====== Information provided ======
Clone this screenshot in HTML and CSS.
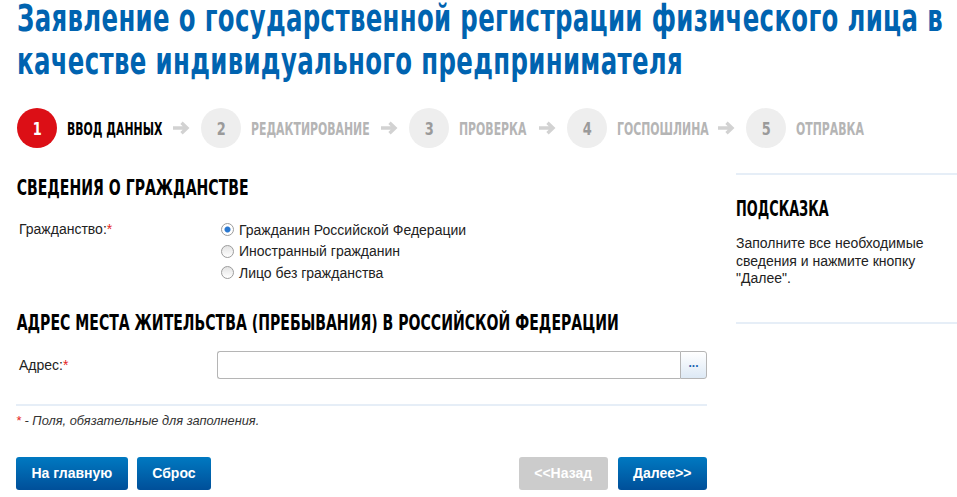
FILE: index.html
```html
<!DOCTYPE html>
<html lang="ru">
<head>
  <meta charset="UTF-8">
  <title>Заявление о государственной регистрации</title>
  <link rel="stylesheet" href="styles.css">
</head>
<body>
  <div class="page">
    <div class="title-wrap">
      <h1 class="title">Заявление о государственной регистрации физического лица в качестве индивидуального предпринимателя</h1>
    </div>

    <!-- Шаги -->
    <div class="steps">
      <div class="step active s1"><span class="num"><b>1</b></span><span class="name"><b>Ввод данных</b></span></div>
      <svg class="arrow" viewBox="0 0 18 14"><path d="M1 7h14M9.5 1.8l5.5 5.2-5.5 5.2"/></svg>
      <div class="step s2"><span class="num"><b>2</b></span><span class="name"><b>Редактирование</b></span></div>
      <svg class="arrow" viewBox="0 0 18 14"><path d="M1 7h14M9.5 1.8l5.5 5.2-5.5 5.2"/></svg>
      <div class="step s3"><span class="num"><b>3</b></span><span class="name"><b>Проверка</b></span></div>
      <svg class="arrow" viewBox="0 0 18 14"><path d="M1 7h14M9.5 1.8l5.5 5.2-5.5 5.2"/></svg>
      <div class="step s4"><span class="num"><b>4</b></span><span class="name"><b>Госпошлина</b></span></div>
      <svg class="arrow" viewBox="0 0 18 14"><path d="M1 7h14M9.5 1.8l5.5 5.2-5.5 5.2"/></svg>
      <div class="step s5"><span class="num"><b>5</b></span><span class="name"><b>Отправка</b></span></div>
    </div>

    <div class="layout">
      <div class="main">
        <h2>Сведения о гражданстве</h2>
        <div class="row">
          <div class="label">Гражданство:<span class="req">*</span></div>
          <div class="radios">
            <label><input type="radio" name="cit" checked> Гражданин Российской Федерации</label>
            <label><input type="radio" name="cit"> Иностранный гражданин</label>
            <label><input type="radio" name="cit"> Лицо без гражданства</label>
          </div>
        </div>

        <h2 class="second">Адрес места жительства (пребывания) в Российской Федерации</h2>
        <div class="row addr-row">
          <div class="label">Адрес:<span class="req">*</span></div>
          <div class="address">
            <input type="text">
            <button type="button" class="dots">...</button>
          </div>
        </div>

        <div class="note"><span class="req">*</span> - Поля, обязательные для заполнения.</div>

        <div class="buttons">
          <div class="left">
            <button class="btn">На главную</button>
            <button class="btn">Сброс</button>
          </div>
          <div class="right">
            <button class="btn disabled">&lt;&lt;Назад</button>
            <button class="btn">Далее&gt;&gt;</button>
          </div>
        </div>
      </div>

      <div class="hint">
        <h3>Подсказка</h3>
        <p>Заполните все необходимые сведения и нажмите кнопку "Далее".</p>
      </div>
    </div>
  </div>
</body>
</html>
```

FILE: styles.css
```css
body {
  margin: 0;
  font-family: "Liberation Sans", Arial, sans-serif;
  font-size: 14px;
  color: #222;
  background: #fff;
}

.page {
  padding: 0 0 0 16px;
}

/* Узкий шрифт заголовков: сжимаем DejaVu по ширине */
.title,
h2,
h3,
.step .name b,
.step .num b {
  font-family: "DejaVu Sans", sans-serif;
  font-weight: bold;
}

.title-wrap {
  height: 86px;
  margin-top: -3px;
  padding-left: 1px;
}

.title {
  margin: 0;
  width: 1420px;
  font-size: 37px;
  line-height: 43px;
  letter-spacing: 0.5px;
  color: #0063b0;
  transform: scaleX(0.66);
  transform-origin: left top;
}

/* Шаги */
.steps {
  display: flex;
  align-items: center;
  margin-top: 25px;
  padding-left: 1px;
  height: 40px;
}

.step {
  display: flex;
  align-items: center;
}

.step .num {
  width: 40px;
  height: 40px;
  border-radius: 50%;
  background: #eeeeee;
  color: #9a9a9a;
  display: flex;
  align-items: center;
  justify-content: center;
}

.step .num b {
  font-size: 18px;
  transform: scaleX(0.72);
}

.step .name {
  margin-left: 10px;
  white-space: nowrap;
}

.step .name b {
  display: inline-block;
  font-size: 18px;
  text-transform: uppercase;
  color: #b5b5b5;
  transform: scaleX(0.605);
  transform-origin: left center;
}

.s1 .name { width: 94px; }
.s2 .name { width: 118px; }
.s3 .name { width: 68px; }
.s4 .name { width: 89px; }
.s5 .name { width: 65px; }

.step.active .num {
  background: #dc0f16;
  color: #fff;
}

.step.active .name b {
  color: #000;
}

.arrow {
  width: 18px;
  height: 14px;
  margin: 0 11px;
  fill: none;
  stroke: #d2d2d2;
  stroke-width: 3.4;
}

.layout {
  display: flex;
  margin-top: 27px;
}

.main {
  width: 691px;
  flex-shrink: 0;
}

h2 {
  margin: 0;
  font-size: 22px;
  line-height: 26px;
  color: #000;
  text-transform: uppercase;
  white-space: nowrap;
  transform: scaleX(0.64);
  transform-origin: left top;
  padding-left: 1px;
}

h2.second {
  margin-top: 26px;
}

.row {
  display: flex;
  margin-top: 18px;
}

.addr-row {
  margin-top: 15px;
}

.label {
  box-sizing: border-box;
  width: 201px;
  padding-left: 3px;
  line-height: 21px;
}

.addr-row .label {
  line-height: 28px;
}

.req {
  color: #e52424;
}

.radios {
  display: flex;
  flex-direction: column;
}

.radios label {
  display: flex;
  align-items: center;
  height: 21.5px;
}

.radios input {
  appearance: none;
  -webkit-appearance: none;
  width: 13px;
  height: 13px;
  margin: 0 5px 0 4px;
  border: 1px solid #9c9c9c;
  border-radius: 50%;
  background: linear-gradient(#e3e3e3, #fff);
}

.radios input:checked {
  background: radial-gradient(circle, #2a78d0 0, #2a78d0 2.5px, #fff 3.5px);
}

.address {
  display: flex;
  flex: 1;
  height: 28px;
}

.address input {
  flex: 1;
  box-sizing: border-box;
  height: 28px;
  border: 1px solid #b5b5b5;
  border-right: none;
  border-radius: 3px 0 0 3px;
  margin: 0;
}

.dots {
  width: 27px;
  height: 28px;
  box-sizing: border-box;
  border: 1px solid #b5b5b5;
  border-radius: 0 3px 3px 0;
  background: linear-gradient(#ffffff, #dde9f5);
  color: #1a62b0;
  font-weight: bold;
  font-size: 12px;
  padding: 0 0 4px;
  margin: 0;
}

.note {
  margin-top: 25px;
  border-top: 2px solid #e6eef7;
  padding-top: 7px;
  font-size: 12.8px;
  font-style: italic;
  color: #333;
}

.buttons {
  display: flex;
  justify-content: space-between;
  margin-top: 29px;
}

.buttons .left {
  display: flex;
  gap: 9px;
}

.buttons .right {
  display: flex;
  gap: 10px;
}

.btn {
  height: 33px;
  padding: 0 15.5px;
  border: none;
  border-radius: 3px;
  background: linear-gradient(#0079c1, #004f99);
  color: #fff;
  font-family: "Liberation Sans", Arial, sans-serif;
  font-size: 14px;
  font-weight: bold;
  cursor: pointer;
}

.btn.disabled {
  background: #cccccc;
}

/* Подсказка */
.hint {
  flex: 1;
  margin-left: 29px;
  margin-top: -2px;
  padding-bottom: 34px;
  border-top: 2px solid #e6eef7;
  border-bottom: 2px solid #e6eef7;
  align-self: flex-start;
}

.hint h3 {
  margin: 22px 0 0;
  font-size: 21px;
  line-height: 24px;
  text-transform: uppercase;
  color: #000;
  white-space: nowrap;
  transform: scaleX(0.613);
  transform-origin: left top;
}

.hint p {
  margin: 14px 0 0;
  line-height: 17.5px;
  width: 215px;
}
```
======
Task description
Send back the data above word for word, with the pictures left out.

Final answer
Clone this screenshot in HTML and CSS.
FILE: index.html
```html
<!DOCTYPE html>
<html lang="ru">
<head>
  <meta charset="UTF-8">
  <title>Заявление о государственной регистрации</title>
  <link rel="stylesheet" href="styles.css">
</head>
<body>
  <div class="page">
    <div class="title-wrap">
      <h1 class="title">Заявление о государственной регистрации физического лица в качестве индивидуального предпринимателя</h1>
    </div>

    <!-- Шаги -->
    <div class="steps">
      <div class="step active s1"><span class="num"><b>1</b></span><span class="name"><b>Ввод данных</b></span></div>
      <svg class="arrow" viewBox="0 0 18 14"><path d="M1 7h14M9.5 1.8l5.5 5.2-5.5 5.2"/></svg>
      <div class="step s2"><span class="num"><b>2</b></span><span class="name"><b>Редактирование</b></span></div>
      <svg class="arrow" viewBox="0 0 18 14"><path d="M1 7h14M9.5 1.8l5.5 5.2-5.5 5.2"/></svg>
      <div class="step s3"><span class="num"><b>3</b></span><span class="name"><b>Проверка</b></span></div>
      <svg class="arrow" viewBox="0 0 18 14"><path d="M1 7h14M9.5 1.8l5.5 5.2-5.5 5.2"/></svg>
      <div class="step s4"><span class="num"><b>4</b></span><span class="name"><b>Госпошлина</b></span></div>
      <svg class="arrow" viewBox="0 0 18 14"><path d="M1 7h14M9.5 1.8l5.5 5.2-5.5 5.2"/></svg>
      <div class="step s5"><span class="num"><b>5</b></span><span class="name"><b>Отправка</b></span></div>
    </div>

    <div class="layout">
      <div class="main">
        <h2>Сведения о гражданстве</h2>
        <div class="row">
          <div class="label">Гражданство:<span class="req">*</span></div>
          <div class="radios">
            <label><input type="radio" name="cit" checked> Гражданин Российской Федерации</label>
            <label><input type="radio" name="cit"> Иностранный гражданин</label>
            <label><input type="radio" name="cit"> Лицо без гражданства</label>
          </div>
        </div>

        <h2 class="second">Адрес места жительства (пребывания) в Российской Федерации</h2>
        <div class="row addr-row">
          <div class="label">Адрес:<span class="req">*</span></div>
          <div class="address">
            <input type="text">
            <button type="button" class="dots">...</button>
          </div>
        </div>

        <div class="note"><span class="req">*</span> - Поля, обязательные для заполнения.</div>

        <div class="buttons">
          <div class="left">
            <button class="btn">На главную</button>
            <button class="btn">Сброс</button>
          </div>
          <div class="right">
            <button class="btn disabled">&lt;&lt;Назад</button>
            <button class="btn">Далее&gt;&gt;</button>
          </div>
        </div>
      </div>

      <div class="hint">
        <h3>Подсказка</h3>
        <p>Заполните все необходимые сведения и нажмите кнопку "Далее".</p>
      </div>
    </div>
  </div>
</body>
</html>
```

FILE: styles.css
```css
body {
  margin: 0;
  font-family: "Liberation Sans", Arial, sans-serif;
  font-size: 14px;
  color: #222;
  background: #fff;
}

.page {
  padding: 0 0 0 16px;
}

/* Узкий шрифт заголовков: сжимаем DejaVu по ширине */
.title,
h2,
h3,
.step .name b,
.step .num b {
  font-family: "DejaVu Sans", sans-serif;
  font-weight: bold;
}

.title-wrap {
  height: 86px;
  margin-top: -3px;
  padding-left: 1px;
}

.title {
  margin: 0;
  width: 1420px;
  font-size: 37px;
  line-height: 43px;
  letter-spacing: 0.5px;
  color: #0063b0;
  transform: scaleX(0.66);
  transform-origin: left top;
}

/* Шаги */
.steps {
  display: flex;
  align-items: center;
  margin-top: 25px;
  padding-left: 1px;
  height: 40px;
}

.step {
  display: flex;
  align-items: center;
}

.step .num {
  width: 40px;
  height: 40px;
  border-radius: 50%;
  background: #eeeeee;
  color: #9a9a9a;
  display: flex;
  align-items: center;
  justify-content: center;
}

.step .num b {
  font-size: 18px;
  transform: scaleX(0.72);
}

.step .name {
  margin-left: 10px;
  white-space: nowrap;
}

.step .name b {
  display: inline-block;
  font-size: 18px;
  text-transform: uppercase;
  color: #b5b5b5;
  transform: scaleX(0.605);
  transform-origin: left center;
}

.s1 .name { width: 94px; }
.s2 .name { width: 118px; }
.s3 .name { width: 68px; }
.s4 .name { width: 89px; }
.s5 .name { width: 65px; }

.step.active .num {
  background: #dc0f16;
  color: #fff;
}

.step.active .name b {
  color: #000;
}

.arrow {
  width: 18px;
  height: 14px;
  margin: 0 11px;
  fill: none;
  stroke: #d2d2d2;
  stroke-width: 3.4;
}

.layout {
  display: flex;
  margin-top: 27px;
}

.main {
  width: 691px;
  flex-shrink: 0;
}

h2 {
  margin: 0;
  font-size: 22px;
  line-height: 26px;
  color: #000;
  text-transform: uppercase;
  white-space: nowrap;
  transform: scaleX(0.64);
  transform-origin: left top;
  padding-left: 1px;
}

h2.second {
  margin-top: 26px;
}

.row {
  display: flex;
  margin-top: 18px;
}

.addr-row {
  margin-top: 15px;
}

.label {
  box-sizing: border-box;
  width: 201px;
  padding-left: 3px;
  line-height: 21px;
}

.addr-row .label {
  line-height: 28px;
}

.req {
  color: #e52424;
}

.radios {
  display: flex;
  flex-direction: column;
}

.radios label {
  display: flex;
  align-items: center;
  height: 21.5px;
}

.radios input {
  appearance: none;
  -webkit-appearance: none;
  width: 13px;
  height: 13px;
  margin: 0 5px 0 4px;
  border: 1px solid #9c9c9c;
  border-radius: 50%;
  background: linear-gradient(#e3e3e3, #fff);
}

.radios input:checked {
  background: radial-gradient(circle, #2a78d0 0, #2a78d0 2.5px, #fff 3.5px);
}

.address {
  display: flex;
  flex: 1;
  height: 28px;
}

.address input {
  flex: 1;
  box-sizing: border-box;
  height: 28px;
  border: 1px solid #b5b5b5;
  border-right: none;
  border-radius: 3px 0 0 3px;
  margin: 0;
}

.dots {
  width: 27px;
  height: 28px;
  box-sizing: border-box;
  border: 1px solid #b5b5b5;
  border-radius: 0 3px 3px 0;
  background: linear-gradient(#ffffff, #dde9f5);
  color: #1a62b0;
  font-weight: bold;
  font-size: 12px;
  padding: 0 0 4px;
  margin: 0;
}

.note {
  margin-top: 25px;
  border-top: 2px solid #e6eef7;
  padding-top: 7px;
  font-size: 12.8px;
  font-style: italic;
  color: #333;
}

.buttons {
  display: flex;
  justify-content: space-between;
  margin-top: 29px;
}

.buttons .left {
  display: flex;
  gap: 9px;
}

.buttons .right {
  display: flex;
  gap: 10px;
}

.btn {
  height: 33px;
  padding: 0 15.5px;
  border: none;
  border-radius: 3px;
  background: linear-gradient(#0079c1, #004f99);
  color: #fff;
  font-family: "Liberation Sans", Arial, sans-serif;
  font-size: 14px;
  font-weight: bold;
  cursor: pointer;
}

.btn.disabled {
  background: #cccccc;
}

/* Подсказка */
.hint {
  flex: 1;
  margin-left: 29px;
  margin-top: -2px;
  padding-bottom: 34px;
  border-top: 2px solid #e6eef7;
  border-bottom: 2px solid #e6eef7;
  align-self: flex-start;
}

.hint h3 {
  margin: 22px 0 0;
  font-size: 21px;
  line-height: 24px;
  text-transform: uppercase;
  color: #000;
  white-space: nowrap;
  transform: scaleX(0.613);
  transform-origin: left top;
}

.hint p {
  margin: 14px 0 0;
  line-height: 17.5px;
  width: 215px;
}
```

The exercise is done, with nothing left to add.